Prompt | Check each line of the listing, and copy it if it contains the word "draw".

--- Start of Extracted data ---

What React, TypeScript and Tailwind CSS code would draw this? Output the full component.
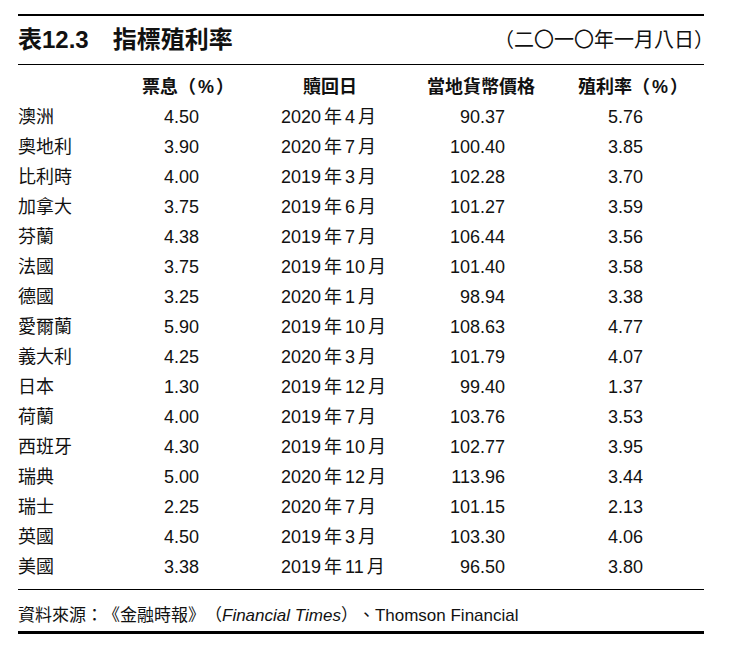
const rows: [string, string, string, string, string, string][] = [
  ["澳洲", "4.50", "2020", "4", "90.37", "5.76"],
  ["奧地利", "3.90", "2020", "7", "100.40", "3.85"],
  ["比利時", "4.00", "2019", "3", "102.28", "3.70"],
  ["加拿大", "3.75", "2019", "6", "101.27", "3.59"],
  ["芬蘭", "4.38", "2019", "7", "106.44", "3.56"],
  ["法國", "3.75", "2019", "10", "101.40", "3.58"],
  ["德國", "3.25", "2020", "1", "98.94", "3.38"],
  ["愛爾蘭", "5.90", "2019", "10", "108.63", "4.77"],
  ["義大利", "4.25", "2020", "3", "101.79", "4.07"],
  ["日本", "1.30", "2019", "12", "99.40", "1.37"],
  ["荷蘭", "4.00", "2019", "7", "103.76", "3.53"],
  ["西班牙", "4.30", "2019", "10", "102.77", "3.95"],
  ["瑞典", "5.00", "2020", "12", "113.96", "3.44"],
  ["瑞士", "2.25", "2020", "7", "101.15", "2.13"],
  ["英國", "4.50", "2019", "3", "103.30", "4.06"],
  ["美國", "3.38", "2019", "11", "96.50", "3.80"],
];

export default function App() {
  return (
    <div
      className="min-h-[649px] w-[732px] overflow-hidden whitespace-nowrap bg-white pt-[14px] pl-[18px] text-[#111] [text-spacing-trim:space-all]"
      style={{ fontFamily: '"Liberation Sans", "Noto Sans CJK TC", sans-serif' }}
    >
      <div className="w-[686px] border-t-2 border-b-[3px] border-black">
        {/* 標題 */}
        <div className="flex h-[49px] items-center border-b-[1.5px] border-black">
          <span className="text-[24px] font-bold leading-none">表12.3</span>
          <span className="ml-[24px] text-[24px] font-bold leading-none">指標殖利率</span>
          <span className="ml-auto mr-[-10px] text-[20px] leading-none">（二〇一〇年一月八日）</span>
        </div>

        {/* 表頭 */}
        <div className="flex pt-[7px] text-[18px] font-bold leading-[30px]">
          <div className="w-[122px]" />
          <div className="w-[96px] text-center">
            票息（<span className="mx-[2px]">%</span>）
          </div>
          <div className="w-[187px] pl-[67px]">贖回日</div>
          <div className="w-[116px] text-center">當地貨幣價格</div>
          <div className="pl-[39px]">
            殖利率（<span className="mx-[2px]">%</span>）
          </div>
        </div>

        {/* 資料 */}
        <div className="pb-[7px]">
          {rows.map(([name, coupon, year, month, price, yld]) => (
            <div key={name} className="flex text-[18px] leading-[30px]">
              <div className="w-[122px]">{name}</div>
              <div className="w-[96px] pl-[24px]">{coupon}</div>
              <div className="w-[187px] pl-[45px]">
                {year}
                <span className="mx-[3px]">年</span>
                {month}
                <span className="ml-[3px]">月</span>
              </div>
              <div className="w-[82px] text-right">{price}</div>
              <div className="pl-[103px]">{yld}</div>
            </div>
          ))}
        </div>

        {/* 資料來源 */}
        <div className="border-t-[1.5px] border-black pt-[14px] pb-[3px] text-[17px] leading-[24px]">
          資料來源：《金融時報》（<i>Financial Times</i>）、Thomson Financial
        </div>
      </div>
    </div>
  );
}
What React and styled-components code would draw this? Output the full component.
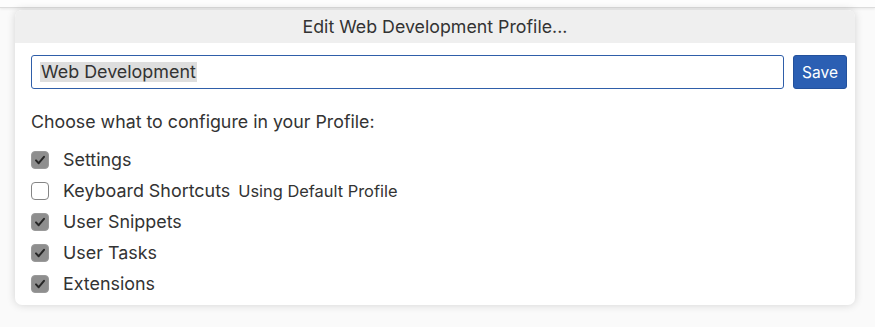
import styled, { createGlobalStyle } from 'styled-components';

const GlobalStyle = createGlobalStyle`
  body {
    margin: 0;
    background: #fafafa;
    font-family: Inter, "Open Sans", sans-serif;
  }
`;

const options = [
  { label: 'Settings', checked: true },
  { label: 'Keyboard Shortcuts', checked: false, note: 'Using Default Profile' },
  { label: 'User Snippets', checked: true },
  { label: 'User Tasks', checked: true },
  { label: 'Extensions', checked: true },
];

export default function App() {
  return (
    <Page>
      <GlobalStyle />
      <TopBar />
      <Dialog>
        <Title>Edit Web Development Profile...</Title>
        <Body>
          <InputRow>
            <NameInput>
              <Selected>Web Development</Selected>
            </NameInput>
            <SaveButton>Save</SaveButton>
          </InputRow>
          <Heading>Choose what to configure in your Profile:</Heading>
          <List>
            {options.map((o) => (
              <Row key={o.label}>
                <Box checked={o.checked}>
                  {o.checked && (
                    <svg width='12' height='12' viewBox='0 0 12 12'>
                      <path
                        d='M2 6.4 L4.7 9.2 L10 2.8'
                        fill='none'
                        stroke='#262626'
                        strokeWidth='2'
                        strokeLinecap='round'
                        strokeLinejoin='round'
                      />
                    </svg>
                  )}
                </Box>
                <Label>{o.label}</Label>
                {o.note && <Note>{o.note}</Note>}
              </Row>
            ))}
          </List>
        </Body>
      </Dialog>
    </Page>
  );
}

const Page = styled.div`
  width: 875px;
  height: 327px;
  position: relative;
  overflow: hidden;
  background: #fafafa;
`;

const TopBar = styled.div`
  height: 7px;
  background: #fdfdfd;
  border-bottom: 1px solid #dcdcdc;
  box-shadow: 0 1px 3px rgba(0, 0, 0, 0.08);
`;

const Dialog = styled.div`
  margin: 2px 0 0 15px;
  width: 840px;
  height: 295px;
  background: #fff;
  border-radius: 7px;
  box-shadow: 0 0 8px rgba(0, 0, 0, 0.16);
  overflow: hidden;
  display: flex;
  flex-direction: column;
`;

const Title = styled.div`
  height: 33px;
  background: #efefef;
  display: flex;
  align-items: center;
  justify-content: center;
  font-size: 17.8px;
  color: #333;
`;

const Body = styled.div`
  padding: 12px 8px 0 16px;
`;

const InputRow = styled.div`
  display: flex;
  gap: 9px;
`;

const NameInput = styled.div`
  flex: 1;
  height: 34px;
  box-sizing: border-box;
  border: 1px solid #2f5ea9;
  border-radius: 3px;
  display: flex;
  align-items: center;
  padding-left: 8px;
  font-size: 17.9px;
  color: #333;
`;

const Selected = styled.span`
  background: #dedede;
  padding: 0 1px;
  line-height: 20px;
`;

const SaveButton = styled.div`
  width: 54px;
  height: 34px;
  box-sizing: border-box;
  background: #2b5fb3;
  border: 1px solid #23519c;
  border-radius: 3px;
  color: #fff;
  font-size: 15.5px;
  display: flex;
  align-items: center;
  justify-content: center;
`;

const Heading = styled.div`
  margin-top: 22px;
  font-size: 17.8px;
  color: #333;
  line-height: 22px;
`;

const List = styled.div`
  margin-top: 11px;
  display: flex;
  flex-direction: column;
`;

const Row = styled.div`
  height: 31px;
  display: flex;
  align-items: center;
`;

const Box = styled.div`
  width: 18px;
  height: 18px;
  box-sizing: border-box;
  border-radius: 4px;
  border: 1px solid ${(p) => (p.checked ? '#9a9a9a' : '#858585')};
  background: ${(p) => (p.checked ? '#8e8e8e' : '#fff')};
  display: flex;
  align-items: center;
  justify-content: center;
  margin-right: 14px;
`;

const Label = styled.span`
  font-size: 17.9px;
  color: #333;
`;

const Note = styled.span`
  margin-left: 8px;
  font-size: 16.4px;
  color: #333;
`;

--- End of Extracted data ---

Response below |
What React, TypeScript and Tailwind CSS code would draw this? Output the full component.
What React and styled-components code would draw this? Output the full component.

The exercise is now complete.